There are some simple ways to prevent the infection of zoonotic diseases, according to the Centers for Disease Control and Prevention.
WASH YOUR HANDS
Always wash your hands after being in an animal’s environment, even if you did not touch them. This can apply to our interactions with our furry family members, too. Make sure to use soap and a proper supply of clean running water. You can also use alcohol or alcohol-based hand sanitizers.
CHECK FOR PARASITES
Be on the look out for fleas, mosquitoes, and ticks, all of which can spread blood-borne diseases – which, unfortunately, many zoonotic diseases are, including COVID-19.
PROTECT AGAINST INJURIES
Avoid bites and scratches from animals, and even from your furry companions.
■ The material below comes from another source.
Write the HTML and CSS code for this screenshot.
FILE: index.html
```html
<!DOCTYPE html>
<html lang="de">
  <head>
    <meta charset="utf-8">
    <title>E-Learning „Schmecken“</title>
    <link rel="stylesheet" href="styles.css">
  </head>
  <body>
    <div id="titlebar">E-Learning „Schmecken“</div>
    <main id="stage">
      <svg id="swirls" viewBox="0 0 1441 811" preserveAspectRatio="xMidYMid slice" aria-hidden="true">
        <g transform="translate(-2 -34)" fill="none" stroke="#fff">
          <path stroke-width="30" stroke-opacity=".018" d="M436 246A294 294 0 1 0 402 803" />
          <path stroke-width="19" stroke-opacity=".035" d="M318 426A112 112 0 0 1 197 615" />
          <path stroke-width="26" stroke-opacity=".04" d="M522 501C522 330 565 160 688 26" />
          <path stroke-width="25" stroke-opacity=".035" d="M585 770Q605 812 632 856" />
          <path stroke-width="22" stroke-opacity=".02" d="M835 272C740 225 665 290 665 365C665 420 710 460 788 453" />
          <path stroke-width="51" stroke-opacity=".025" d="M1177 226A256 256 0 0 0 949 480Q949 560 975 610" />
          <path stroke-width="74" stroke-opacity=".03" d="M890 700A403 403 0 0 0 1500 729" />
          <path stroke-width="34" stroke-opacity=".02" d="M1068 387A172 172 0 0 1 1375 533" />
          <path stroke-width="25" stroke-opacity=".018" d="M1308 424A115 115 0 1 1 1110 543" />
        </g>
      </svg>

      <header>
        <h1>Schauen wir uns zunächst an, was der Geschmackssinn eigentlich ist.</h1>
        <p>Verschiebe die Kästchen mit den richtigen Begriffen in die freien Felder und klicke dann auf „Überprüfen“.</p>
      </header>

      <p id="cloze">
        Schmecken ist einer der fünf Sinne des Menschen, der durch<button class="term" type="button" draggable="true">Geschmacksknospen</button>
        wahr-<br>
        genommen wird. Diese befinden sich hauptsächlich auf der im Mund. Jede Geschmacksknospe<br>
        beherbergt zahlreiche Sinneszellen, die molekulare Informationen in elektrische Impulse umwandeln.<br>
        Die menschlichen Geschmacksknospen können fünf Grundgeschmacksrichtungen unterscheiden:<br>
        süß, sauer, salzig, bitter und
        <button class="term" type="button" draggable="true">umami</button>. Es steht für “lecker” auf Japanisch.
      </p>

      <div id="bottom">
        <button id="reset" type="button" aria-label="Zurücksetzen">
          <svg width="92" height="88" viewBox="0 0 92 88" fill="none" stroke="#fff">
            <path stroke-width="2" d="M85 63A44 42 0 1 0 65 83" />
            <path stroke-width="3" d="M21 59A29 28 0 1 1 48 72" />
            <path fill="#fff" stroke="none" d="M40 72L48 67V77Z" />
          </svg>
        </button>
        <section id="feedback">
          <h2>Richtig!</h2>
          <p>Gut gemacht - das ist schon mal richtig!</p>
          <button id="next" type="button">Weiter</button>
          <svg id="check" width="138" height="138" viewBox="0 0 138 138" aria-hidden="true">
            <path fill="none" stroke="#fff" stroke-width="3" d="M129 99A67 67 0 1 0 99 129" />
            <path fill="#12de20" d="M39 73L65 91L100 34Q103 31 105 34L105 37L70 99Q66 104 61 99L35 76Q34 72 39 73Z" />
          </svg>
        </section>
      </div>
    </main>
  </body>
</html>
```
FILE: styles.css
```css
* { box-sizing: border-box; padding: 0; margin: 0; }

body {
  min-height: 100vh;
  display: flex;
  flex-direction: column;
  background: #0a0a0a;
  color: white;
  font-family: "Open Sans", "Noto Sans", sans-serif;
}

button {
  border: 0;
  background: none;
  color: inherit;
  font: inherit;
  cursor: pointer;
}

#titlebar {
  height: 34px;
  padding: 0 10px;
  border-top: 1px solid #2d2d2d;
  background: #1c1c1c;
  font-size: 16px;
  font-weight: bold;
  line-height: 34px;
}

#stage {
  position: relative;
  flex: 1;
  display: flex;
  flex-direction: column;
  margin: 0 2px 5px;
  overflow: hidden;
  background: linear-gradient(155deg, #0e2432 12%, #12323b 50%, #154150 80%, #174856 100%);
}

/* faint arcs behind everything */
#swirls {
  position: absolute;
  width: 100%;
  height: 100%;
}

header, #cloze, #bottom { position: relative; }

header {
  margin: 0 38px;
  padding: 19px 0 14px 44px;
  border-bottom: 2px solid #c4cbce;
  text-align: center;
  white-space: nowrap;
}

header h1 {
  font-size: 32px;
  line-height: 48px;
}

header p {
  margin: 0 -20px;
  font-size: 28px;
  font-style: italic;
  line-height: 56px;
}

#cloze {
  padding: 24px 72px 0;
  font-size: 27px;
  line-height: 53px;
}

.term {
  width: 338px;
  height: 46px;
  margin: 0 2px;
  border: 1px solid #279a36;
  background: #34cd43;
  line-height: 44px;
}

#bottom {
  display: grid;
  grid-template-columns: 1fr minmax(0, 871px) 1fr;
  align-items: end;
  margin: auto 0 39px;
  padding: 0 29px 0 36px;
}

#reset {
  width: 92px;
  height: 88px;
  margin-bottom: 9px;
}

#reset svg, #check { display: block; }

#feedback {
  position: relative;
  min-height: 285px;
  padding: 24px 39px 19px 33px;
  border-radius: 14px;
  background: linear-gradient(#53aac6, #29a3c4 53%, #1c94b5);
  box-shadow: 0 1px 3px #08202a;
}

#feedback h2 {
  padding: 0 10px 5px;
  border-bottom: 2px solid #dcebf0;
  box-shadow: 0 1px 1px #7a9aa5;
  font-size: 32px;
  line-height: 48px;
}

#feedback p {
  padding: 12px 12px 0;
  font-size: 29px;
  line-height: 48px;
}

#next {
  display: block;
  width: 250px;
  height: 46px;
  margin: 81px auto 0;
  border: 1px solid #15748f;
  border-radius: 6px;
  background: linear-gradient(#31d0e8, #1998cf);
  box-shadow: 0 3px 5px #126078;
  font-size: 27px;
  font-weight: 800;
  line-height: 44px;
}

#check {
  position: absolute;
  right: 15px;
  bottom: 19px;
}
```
Remember, the saying “an ounce of prevention is better than a pound of cure” isn’t trite if what you could possibly be infected with can be physically debilitating for weeks or months – and in the case of some zoonotic diseases, have high mortality rates.
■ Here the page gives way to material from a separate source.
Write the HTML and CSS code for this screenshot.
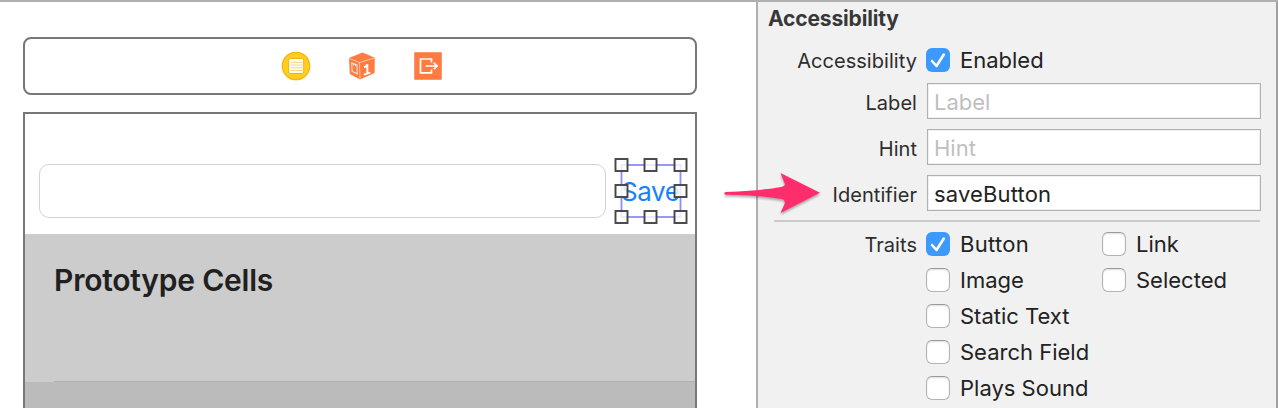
FILE: index.html
```html
<!DOCTYPE html>
<html lang="en">
<head>
<meta charset="utf-8">
<title>Accessibility inspector</title>
<link rel="stylesheet" href="styles.css">
</head>
<body>
<div class="window">
  <main class="canvas">
    <div class="dock">
      <svg class="icon" viewBox="0 0 30 30">
        <circle cx="15" cy="15" r="13.7" fill="#ffce1c" stroke="#f6b41b" stroke-width="1.3"/>
        <rect x="7.7" y="7.5" width="15" height="15" rx="1.5" fill="#fffdf4" stroke="#eeb21c"/>
        <path d="M10 11.3h12.500M10 14.100h12.500M10 16.800h12.500M10 19.500h12.500" stroke="#f5d27c" stroke-width="1"/>
      </svg>
      <svg class="icon" viewBox="0 0 30 30">
        <path d="M15.500 1.500 27.800 6.700 27.600 22 13 28.500 2.800 23 2 7Z" fill="#ff7b40"/>
        <path d="M2.300 7.500 12.500 11.500 27.500 7M12.500 11.500 13 28" fill="none" stroke="#ffc7ae" stroke-width="1"/>
        <path d="M4.700 12 10 14 10.300 22.800 5.200 20.500ZM6.500 12.500V14.500M8.500 13.300V15.300" fill="none" stroke="#ffe2d5" stroke-width="1.100"/>
        <path d="M17 16.300Q19.700 15.600 20.300 13.300V22.500M17 23.600 23.300 21.600" fill="none" stroke="#fff" stroke-width="2"/>
      </svg>
      <svg class="icon" viewBox="0 0 30 30">
        <rect x="1.700" y="1.700" width="26.600" height="26.600" fill="#ff7b40" stroke="#f66f35" stroke-width=".6"/>
        <path d="M18.500 11.500V8H7.500V21.800H18.500V18.500" fill="none" stroke="#fff" stroke-width="1.700"/>
        <path d="M12.500 15H23.500M20.800 11.800 24.200 15 20.800 18.200" fill="none" stroke="#fff" stroke-width="1.700"/>
      </svg>
    </div>
    <div class="device">
      <div class="cell">
        <div class="textfield"></div>
        <div class="selected">
          <span class="save">Save</span>
          <svg class="handles" viewBox="0 0 74 68">
            <rect x="7.500" y="8" width="59" height="52" fill="none" stroke="#8c8cff" stroke-width="1.800"/>
            <g fill="#fff" fill-opacity=".82" stroke="#444" stroke-width="1.900">
              <rect x="1.500" y="2" width="12" height="12"/><rect x="30.500" y="2" width="12" height="12"/><rect x="60.500" y="2" width="12" height="12"/>
              <rect x="1.500" y="28" width="12" height="12"/><rect x="60.500" y="28" width="12" height="12"/>
              <rect x="1.500" y="54" width="12" height="12"/><rect x="30.500" y="54" width="12" height="12"/><rect x="60.500" y="54" width="12" height="12"/>
            </g>
          </svg>
        </div>
      </div>
      <div class="prototype">Prototype Cells</div>
      <div class="table-end"></div>
    </div>
  </main>
  <aside class="inspector">
    <h1 class="title">Accessibility</h1>
    <div class="row row-enabled">
      <span class="name">Accessibility</span>
      <span class="check on"><svg viewBox="0 0 24 24"><path d="M6 13 10.500 18 17.800 6.500"/></svg></span>
      <span class="option">Enabled</span>
    </div>
    <div class="fields">
      <div class="row"><span class="name">Label</span><span class="input hint">Label</span></div>
      <div class="row"><span class="name">Hint</span><span class="input hint">Hint</span></div>
      <div class="row"><span class="name">Identifier</span><span class="input value">saveButton</span></div>
    </div>
    <div class="divider"></div>
    <div class="traits">
      <span class="name">Traits</span><span class="check on"><svg viewBox="0 0 24 24"><path d="M6 13 10.500 18 17.800 6.500"/></svg></span><span class="option button-option">Button</span><span class="check"></span><span class="option">Link</span>
      <span></span><span class="check"></span><span class="option">Image</span><span class="check"></span><span class="option">Selected</span>
      <span></span><span class="check"></span><span class="option wide">Static Text</span>
      <span></span><span class="check"></span><span class="option wide">Search Field</span>
      <span></span><span class="check"></span><span class="option wide">Plays Sound</span>
    </div>
  </aside>
  <svg class="arrow" viewBox="0 0 104 50">
    <path d="M5.500 22Q43 20.500 61 17Q66 16 64.500 13L60.500 3 100 22.700 60.500 43 64.500 34Q66 29.500 61 29Q43 25.500 5.500 24.700Q3 23.300 5.500 22Z" fill="#ff2d6b"/>
  </svg>
</div>
</body>
</html>
```
FILE: styles.css
```css
* { box-sizing: border-box; }
body {
  margin: 0;
  font-family: Inter, "Liberation Sans", sans-serif;
  color: #222;
}
.window {
  position: relative;
  display: flex;
  width: 1278px;
  height: 408px;
  overflow: hidden;
  border-top: 2px solid #b0b0b0;
  background: #fff;
}
.canvas {
  width: 756px;
  padding: 35px 59px 0 23px;
}
.dock {
  display: flex;
  align-items: center;
  justify-content: center;
  gap: 36px;
  height: 58px;
  padding: 0 0 1px 4px;
  border: 2px solid #777;
  border-radius: 8px;
}
.icon { width: 30px; height: 30px; }
.device {
  height: 310px;
  margin-top: 17px;
  border: 2px solid #777;
}
.cell {
  display: flex;
  gap: 15px;
  height: 120px;
  padding: 50px 0 0 14px;
}
.textfield {
  width: 567px;
  height: 54px;
  border: 1px solid #d3d3d3;
  border-radius: 10px;
}
.selected {
  position: relative;
  display: flex;
  align-items: center;
  width: 60px;
  height: 54px;
}
.save {
  padding-top: 1px;
  font-size: 26px;
  letter-spacing: -.4px;
  color: #1782fb;
}
.handles {
  position: absolute;
  left: -7px;
  top: -7px;
  width: 74px;
  height: 68px;
}
.prototype {
  height: 148px;
  padding: 29px 0 0 29px;
  font-size: 30px;
  line-height: 34px;
  font-weight: 600;
  letter-spacing: -.22px;
  color: #202020;
  background: linear-gradient(#b0b0b0, #b0b0b0) 29px 147px / 100% 1px no-repeat #ccc;
}
.table-end { height: 40px; background: #bbb; }
.inspector {
  width: 522px;
  border-left: 2px solid #b0b0b0;
  border-right: 2px solid #a0a0a0;
  background: #f1f1f1;
}
.title {
  height: 34px;
  margin: 0;
  padding-left: 10px;
  font-size: 21px;
  line-height: 34px;
  font-weight: 700;
  letter-spacing: -.15px;
  color: #383838;
}
.row { display: flex; align-items: center; height: 36px; }
.row-enabled { height: 48px; }
.name {
  flex: none;
  width: 159px;
  padding-top: 2px;
  font-size: 20px;
  letter-spacing: .05px;
  text-align: right;
  color: #2d2d2d;
}
.fields .name { padding-top: 4px; }
.check {
  flex: none;
  width: 24px;
  height: 24px;
  border: 1px solid #b3b3b3;
  border-top-color: #999;
  border-radius: 6px;
  background: #fff;
  box-shadow: inset 0 1px 2px #ddd;
}
.row .check { margin-left: 9px; }
.check.on { border: 0; background: #3c99fd; box-shadow: none; }
.check svg { display: block; }
.check path { fill: none; stroke: #fff; stroke-width: 2.6; stroke-linecap: round; stroke-linejoin: round; }
.option { padding-left: 10px; font-size: 22px; white-space: nowrap; }
.button-option { letter-spacing: .3px; }
.fields { display: grid; gap: 10px; margin-top: -1px; }
.input {
  width: 334px;
  height: 36px;
  margin-left: 10px;
  padding: 2px 0 0 6px;
  border: 1px solid #b0b0b0;
  box-shadow: inset 0 0 0 1px #f0f0f0;
  background: #fff;
  font-size: 22px;
  line-height: 33px;
}
.hint { color: #bfbfbf; }
.value { letter-spacing: .15px; }
.divider { height: 2px; margin: 9px 16px 0; background: #cbcbcb; }
.traits {
  display: grid;
  grid-template-columns: 168px 24px 152px 24px 1fr;
  grid-auto-rows: 36px;
  align-items: center;
  margin-top: 4px;
}
.wide { grid-column: span 3; }
.arrow {
  position: absolute;
  left: 720px;
  top: 168px;
  width: 104px;
  height: 50px;
  filter: drop-shadow(0 2px 1px rgba(0, 0, 0, .3));
}
```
THE IMPACT OF MASS PRODUCTION
Mass production in the form of factory farming has many “bad habits” in itself, which likely contribute to the creation of more diseases. In a report from ProVeg, an international food awareness organization, they claim that 75% of all emerging infectious diseases have come from animals, both from wild animals (which, they assume, happened with COVID-19), and from farmed animals, as is the case in avian and swine flu.
ProVeg also wrote in their report that the preference for meat, eggs and other dairy products as major food sources is the source of close-contact issues between humans and animals, as mass-production farming puts more animals into the same amount of space available. By the same token, more animal habitats are also being invaded due to the need to expand mass-production operations, according to a 2020 article by Flora Southey for Food Navigator.
SO, WHAT IS THE SOLUTION?
Aside from control over global travel by humans, cleaning up wildlife trafficking will be important, so that animals who are possible carriers will not have the chance to become carriers and mutation tanks for diseases that can potentially infect humans.
The real challenge, though, will be the issue of how we can lower the demand for meat in our diet. After all, if we want the livestock industry to maintain its size and not expand anymore – or, even better, to shrink to manageable levels (or shrink to zero -Ed.) – then we must understand that a radical cultural shift in food and lifestyle culture is long past due.
If we want to prevent future pandemics, then we must be aware of how our food sources and mass-production facilities will need major modifications, if only to slow viruses down when it comes to evolving to attack human beings.